## Rows from a dataset of pages and code
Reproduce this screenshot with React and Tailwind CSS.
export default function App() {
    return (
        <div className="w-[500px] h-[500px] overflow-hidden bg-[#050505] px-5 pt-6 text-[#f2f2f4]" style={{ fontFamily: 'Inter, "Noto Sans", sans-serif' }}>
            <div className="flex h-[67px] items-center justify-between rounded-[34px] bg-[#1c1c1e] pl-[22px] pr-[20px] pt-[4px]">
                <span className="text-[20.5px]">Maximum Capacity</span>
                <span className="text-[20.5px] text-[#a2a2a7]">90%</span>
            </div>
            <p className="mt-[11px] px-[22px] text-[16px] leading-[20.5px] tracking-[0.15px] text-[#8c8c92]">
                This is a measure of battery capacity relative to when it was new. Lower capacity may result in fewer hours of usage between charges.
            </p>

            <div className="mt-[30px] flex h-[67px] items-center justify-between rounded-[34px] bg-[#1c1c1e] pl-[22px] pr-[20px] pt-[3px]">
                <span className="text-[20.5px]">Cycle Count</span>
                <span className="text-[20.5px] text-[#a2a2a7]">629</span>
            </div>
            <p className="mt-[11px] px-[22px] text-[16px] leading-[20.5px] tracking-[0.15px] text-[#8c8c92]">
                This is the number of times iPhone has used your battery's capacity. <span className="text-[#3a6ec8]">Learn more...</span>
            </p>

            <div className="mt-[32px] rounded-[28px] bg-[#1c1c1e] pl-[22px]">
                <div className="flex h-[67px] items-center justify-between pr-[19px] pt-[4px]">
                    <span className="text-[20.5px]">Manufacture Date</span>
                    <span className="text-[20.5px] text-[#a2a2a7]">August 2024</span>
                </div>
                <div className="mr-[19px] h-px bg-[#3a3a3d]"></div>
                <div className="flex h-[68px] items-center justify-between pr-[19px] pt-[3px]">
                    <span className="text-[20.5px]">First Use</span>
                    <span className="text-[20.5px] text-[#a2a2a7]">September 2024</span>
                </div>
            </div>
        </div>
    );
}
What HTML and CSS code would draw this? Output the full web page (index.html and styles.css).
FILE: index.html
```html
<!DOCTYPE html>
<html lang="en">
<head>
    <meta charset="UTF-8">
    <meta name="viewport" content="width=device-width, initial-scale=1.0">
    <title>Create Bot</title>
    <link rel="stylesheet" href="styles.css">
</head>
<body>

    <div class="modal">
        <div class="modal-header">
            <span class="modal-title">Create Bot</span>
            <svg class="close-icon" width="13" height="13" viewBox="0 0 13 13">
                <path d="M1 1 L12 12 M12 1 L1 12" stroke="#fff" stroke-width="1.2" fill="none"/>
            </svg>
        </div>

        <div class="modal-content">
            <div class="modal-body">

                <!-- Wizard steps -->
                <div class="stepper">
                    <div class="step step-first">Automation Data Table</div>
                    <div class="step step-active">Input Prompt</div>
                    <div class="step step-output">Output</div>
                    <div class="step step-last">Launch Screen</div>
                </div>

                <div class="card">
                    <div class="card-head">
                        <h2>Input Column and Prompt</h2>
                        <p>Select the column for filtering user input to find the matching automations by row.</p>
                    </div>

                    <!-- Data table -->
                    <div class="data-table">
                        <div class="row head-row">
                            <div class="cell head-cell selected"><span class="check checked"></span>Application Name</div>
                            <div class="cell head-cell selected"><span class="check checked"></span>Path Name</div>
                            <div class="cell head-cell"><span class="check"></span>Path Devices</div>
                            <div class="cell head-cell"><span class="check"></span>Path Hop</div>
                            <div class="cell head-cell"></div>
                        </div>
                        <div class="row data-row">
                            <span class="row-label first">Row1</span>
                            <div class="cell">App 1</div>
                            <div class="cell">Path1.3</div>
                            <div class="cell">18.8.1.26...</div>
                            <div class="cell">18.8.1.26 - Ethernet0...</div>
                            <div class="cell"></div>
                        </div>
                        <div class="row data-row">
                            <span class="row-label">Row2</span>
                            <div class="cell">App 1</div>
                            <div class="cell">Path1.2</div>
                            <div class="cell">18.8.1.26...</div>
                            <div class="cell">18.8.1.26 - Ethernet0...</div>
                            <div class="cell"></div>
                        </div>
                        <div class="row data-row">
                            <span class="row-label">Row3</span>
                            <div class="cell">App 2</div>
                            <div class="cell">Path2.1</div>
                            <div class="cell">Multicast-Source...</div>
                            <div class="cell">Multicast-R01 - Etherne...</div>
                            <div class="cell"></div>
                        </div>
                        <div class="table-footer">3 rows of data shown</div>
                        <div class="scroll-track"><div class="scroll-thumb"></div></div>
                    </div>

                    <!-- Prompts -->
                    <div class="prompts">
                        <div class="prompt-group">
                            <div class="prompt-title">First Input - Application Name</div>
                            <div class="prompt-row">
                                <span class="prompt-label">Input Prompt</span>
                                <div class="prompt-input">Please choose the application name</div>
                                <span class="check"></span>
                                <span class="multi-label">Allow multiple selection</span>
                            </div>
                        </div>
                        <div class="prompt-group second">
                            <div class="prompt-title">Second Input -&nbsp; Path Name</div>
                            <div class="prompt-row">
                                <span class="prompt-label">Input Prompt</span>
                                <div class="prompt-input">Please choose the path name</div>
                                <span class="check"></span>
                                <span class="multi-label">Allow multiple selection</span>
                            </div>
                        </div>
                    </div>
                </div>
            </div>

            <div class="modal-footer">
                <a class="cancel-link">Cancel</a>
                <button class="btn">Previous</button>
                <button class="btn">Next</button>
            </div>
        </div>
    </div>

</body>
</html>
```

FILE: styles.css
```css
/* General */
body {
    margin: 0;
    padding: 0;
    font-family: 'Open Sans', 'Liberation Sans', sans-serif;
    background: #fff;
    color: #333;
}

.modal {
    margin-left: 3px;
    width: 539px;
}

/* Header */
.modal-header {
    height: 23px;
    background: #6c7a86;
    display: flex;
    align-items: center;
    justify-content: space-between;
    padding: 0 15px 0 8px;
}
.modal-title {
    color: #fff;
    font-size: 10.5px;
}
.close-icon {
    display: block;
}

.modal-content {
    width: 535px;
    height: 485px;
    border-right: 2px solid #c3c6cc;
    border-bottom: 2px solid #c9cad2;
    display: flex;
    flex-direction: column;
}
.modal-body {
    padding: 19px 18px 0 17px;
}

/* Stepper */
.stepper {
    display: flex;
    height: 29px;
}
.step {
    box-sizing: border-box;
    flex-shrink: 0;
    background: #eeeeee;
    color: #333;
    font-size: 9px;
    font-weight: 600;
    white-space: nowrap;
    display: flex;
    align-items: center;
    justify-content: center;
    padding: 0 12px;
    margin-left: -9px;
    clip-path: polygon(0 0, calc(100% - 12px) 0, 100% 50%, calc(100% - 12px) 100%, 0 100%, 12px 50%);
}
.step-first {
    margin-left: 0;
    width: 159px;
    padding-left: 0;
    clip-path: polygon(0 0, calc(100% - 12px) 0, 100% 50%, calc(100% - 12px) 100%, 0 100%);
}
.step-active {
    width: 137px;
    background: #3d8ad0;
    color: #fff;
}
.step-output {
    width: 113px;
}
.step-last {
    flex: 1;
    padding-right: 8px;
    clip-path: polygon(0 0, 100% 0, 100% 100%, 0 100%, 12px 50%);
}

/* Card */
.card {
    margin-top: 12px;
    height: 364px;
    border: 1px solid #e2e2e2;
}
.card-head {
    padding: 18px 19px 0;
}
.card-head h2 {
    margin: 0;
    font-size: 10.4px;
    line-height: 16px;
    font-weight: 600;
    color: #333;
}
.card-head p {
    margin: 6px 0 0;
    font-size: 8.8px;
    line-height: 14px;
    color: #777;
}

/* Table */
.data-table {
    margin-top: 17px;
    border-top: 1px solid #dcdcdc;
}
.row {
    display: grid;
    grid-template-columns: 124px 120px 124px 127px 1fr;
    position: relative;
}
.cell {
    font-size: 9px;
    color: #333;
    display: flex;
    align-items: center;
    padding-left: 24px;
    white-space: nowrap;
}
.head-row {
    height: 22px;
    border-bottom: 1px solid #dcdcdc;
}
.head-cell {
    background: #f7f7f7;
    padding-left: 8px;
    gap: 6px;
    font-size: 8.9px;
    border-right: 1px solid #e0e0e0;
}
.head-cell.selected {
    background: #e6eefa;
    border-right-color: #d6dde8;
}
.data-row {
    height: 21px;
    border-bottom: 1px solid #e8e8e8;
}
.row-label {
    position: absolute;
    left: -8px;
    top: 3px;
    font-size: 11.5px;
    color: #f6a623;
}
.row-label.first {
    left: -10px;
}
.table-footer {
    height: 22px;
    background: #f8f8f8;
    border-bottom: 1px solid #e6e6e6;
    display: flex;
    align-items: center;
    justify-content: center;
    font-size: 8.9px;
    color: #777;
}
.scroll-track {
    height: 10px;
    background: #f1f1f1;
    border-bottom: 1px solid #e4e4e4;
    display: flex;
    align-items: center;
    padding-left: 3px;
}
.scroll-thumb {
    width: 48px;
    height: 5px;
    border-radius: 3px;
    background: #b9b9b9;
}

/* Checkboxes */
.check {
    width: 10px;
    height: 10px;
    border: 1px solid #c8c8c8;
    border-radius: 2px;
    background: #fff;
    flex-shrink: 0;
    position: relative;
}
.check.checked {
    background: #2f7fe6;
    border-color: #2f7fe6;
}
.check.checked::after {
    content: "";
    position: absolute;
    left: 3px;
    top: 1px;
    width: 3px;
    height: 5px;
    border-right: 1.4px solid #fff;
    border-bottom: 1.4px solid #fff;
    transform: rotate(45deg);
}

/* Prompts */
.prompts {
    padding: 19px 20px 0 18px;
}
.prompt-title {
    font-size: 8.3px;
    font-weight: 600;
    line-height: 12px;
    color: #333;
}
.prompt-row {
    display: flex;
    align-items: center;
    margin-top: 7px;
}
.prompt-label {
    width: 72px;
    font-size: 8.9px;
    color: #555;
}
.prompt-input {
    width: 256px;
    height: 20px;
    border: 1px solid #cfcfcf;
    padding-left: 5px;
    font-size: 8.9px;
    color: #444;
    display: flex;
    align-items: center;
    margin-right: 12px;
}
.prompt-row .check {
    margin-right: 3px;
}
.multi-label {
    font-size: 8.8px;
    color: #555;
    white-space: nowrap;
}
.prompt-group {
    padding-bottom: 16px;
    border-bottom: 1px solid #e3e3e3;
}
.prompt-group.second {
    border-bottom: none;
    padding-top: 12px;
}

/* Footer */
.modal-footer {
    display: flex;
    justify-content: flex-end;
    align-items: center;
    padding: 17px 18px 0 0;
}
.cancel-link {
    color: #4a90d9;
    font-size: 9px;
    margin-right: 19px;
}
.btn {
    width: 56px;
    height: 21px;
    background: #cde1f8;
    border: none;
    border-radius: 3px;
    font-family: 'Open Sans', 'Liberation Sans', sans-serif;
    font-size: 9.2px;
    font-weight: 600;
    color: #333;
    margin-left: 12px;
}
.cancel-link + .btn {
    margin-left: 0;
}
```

## WHAT IS ASKED
Only lines with the word "styles" are wanted, so copy each one from the records.

## RESPONSE BELOW
What HTML and CSS code would draw this? Output the full web page (index.html and styles.css).
    <link rel="stylesheet" href="styles.css">
FILE: styles.css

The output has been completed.